Presented in 2.35:1 anamorphic widescreen, "Star Trek III: The Search For Spock" does look quite good. Granted, there are signs of its age through its worn look in some scenes, constant blemishes, scratches and pieces of dirt, not to mention how grainy the image can look. Still, there is a sharpness to admire throughout some of this transfer, with a bold color scheme that jumps out nicely and is very well saturated. Detail and black levels are very solid (check out those spaceship exteriors!), while fleshtones are on par with other Paramount transfers. Still, there is a lot of noise and edge halos to be found throughout as well, plus edge enhancment which is clearly visible. Overall, it's a flawed but pretty good transfer.

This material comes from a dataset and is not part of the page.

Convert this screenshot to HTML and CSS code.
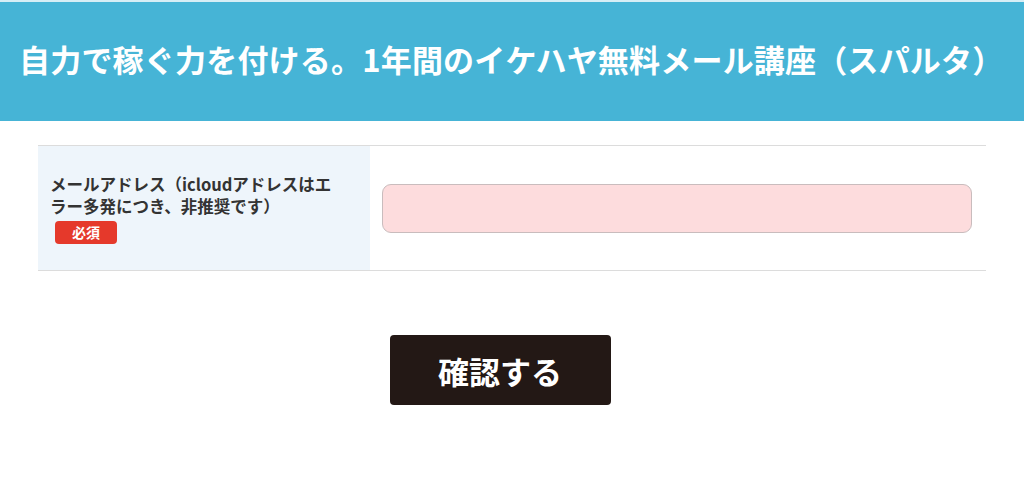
FILE: index.html
```html
<!DOCTYPE html>
<html lang="ja">
<head>
    <meta charset="UTF-8">
    <meta name="viewport" content="width=device-width, initial-scale=1.0">
    <title>イケハヤ無料メール講座</title>
    <link rel="stylesheet" href="styles.css">
</head>
<body>
    <header class="site-header">
        <h1>自力で稼ぐ力を付ける。1年間のイケハヤ無料メール講座（スパルタ）</h1>
    </header>

    <main class="form-wrap">
        <table class="form-table">
            <tr>
                <th>
                    <span class="label-text">メールアドレス（icloudアドレスはエラー多発につき、非推奨です）</span>
                    <span class="required">必須</span>
                </th>
                <td>
                    <input type="email" name="email" class="text-input">
                </td>
            </tr>
        </table>

        <div class="actions">
            <button type="submit" class="confirm-button">確認する</button>
        </div>
    </main>
</body>
</html>
```

FILE: styles.css
```css
body {
    font-family: "Noto Sans CJK JP", "Noto Sans", sans-serif;
    background-color: #fff;
    color: #333;
    margin: 0;
}

.site-header {
    box-sizing: border-box;
    background-color: #46b4d6;
    border-top: 2px solid #d6eef6;
    height: 121px;
    display: flex;
    align-items: center;
    padding: 0 20px 6px 19px;
}

.site-header h1 {
    margin: 0;
    color: #fff;
    font-size: 31px;
    font-weight: bold;
    letter-spacing: 0.2px;
    white-space: nowrap;
}

.form-wrap {
    padding: 24px 38px 0;
}

.form-table {
    width: 100%;
    border-collapse: collapse;
    border-top: 1px solid #dcdcdc;
    border-bottom: 1px solid #dcdcdc;
}

.form-table th {
    width: 296px;
    background-color: #eef5fb;
    text-align: left;
    font-size: 16.5px;
    font-weight: bold;
    line-height: 22px;
    padding: 27px 24px 26px 12px;
    vertical-align: middle;
}

.label-text {
    display: block;
}

.required {
    display: inline-block;
    margin: 4px 0 0 5px;
    height: 23px;
    background-color: #e5392b;
    color: #fff;
    font-size: 14px;
    line-height: 23px;
    padding: 0 17px;
    border-radius: 4px;
    vertical-align: top;
}

.form-table td {
    padding: 0 14px 0 12px;
    vertical-align: middle;
}

.text-input {
    display: block;
    box-sizing: border-box;
    width: 100%;
    height: 49px;
    background-color: #fddcdd;
    border: 1px solid #c9bcbd;
    border-radius: 9px;
}

.actions {
    display: flex;
    justify-content: center;
    padding: 64px 24px 0 0;
}

.confirm-button {
    width: 221px;
    height: 70px;
    background-color: #231815;
    color: #fff;
    border: none;
    border-radius: 4px;
    font-family: inherit;
    font-size: 31px;
    font-weight: bold;
    cursor: pointer;
}
```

The English Dolby Digital 5.1 remix is pretty atmospheric. James Horner's enchanting score does sound pretty lovely, while dialogue is quite crisp and clear throughout. The variety of sound effects do get you into this mix though... be it the hums of space, the battle scenes and the more thrilling, high tension kind of scenes provide for some great surround effects that sound somewhat artificial, yet somehow, pretty natural at the same time. Dynamic range is pretty good while fidelity is nothing more than decent, still, the mix is finely tuned and balanced and should be quite pleasing to anyone who listens to it. Also included are English and French Dolby Surround tracks, plus English subtitles and English closed captions.
Hmm, Paramount is making good on these reissues. The next "Star Trek" film to be reissued in their "Special Collector's Edition," fans of the film will probably want to revisit the third entry. The only extras on disc one are two commentaries. The first, an Audio Commentary with Director Leonard Nimoy, Writer and Producer Harve Bennett, Director Of Photography Charles Correll and Robin Curtis, is pretty strong. Despite some occassional gaps of silence here and there, a lot of information is shared here and since each job is so different for each participant, you truly get a unique perspective on the production. Nimoy was my favorite speaker here. I'm a fan of the actor and his behind-the-camera work, so it was pretty interesting to hear his vision for the film, the kind of film he wanted to make. He strays here and there, but offers some very nice stories and insights. The differences between film and television are talked about here, while Charles Correll talks about his technical style, Robin Curtis in her acting and working with the cast and crew and Bennett in the story he wanted to make and expand the universe with. Nicely done.
The Text Commentary by Michael Okuda and Denise Okuda is also quite good. It can be distracting to read since the words jump up and down on the screen, but if you're a Trek nut (I'm not), then I'm sure you will be fascinated by the variety of facts presented throughout the film. If you're really into the franchise, then this text commentary is worth turning on and reading. A lot of information is covered throughout and really is quite articulate.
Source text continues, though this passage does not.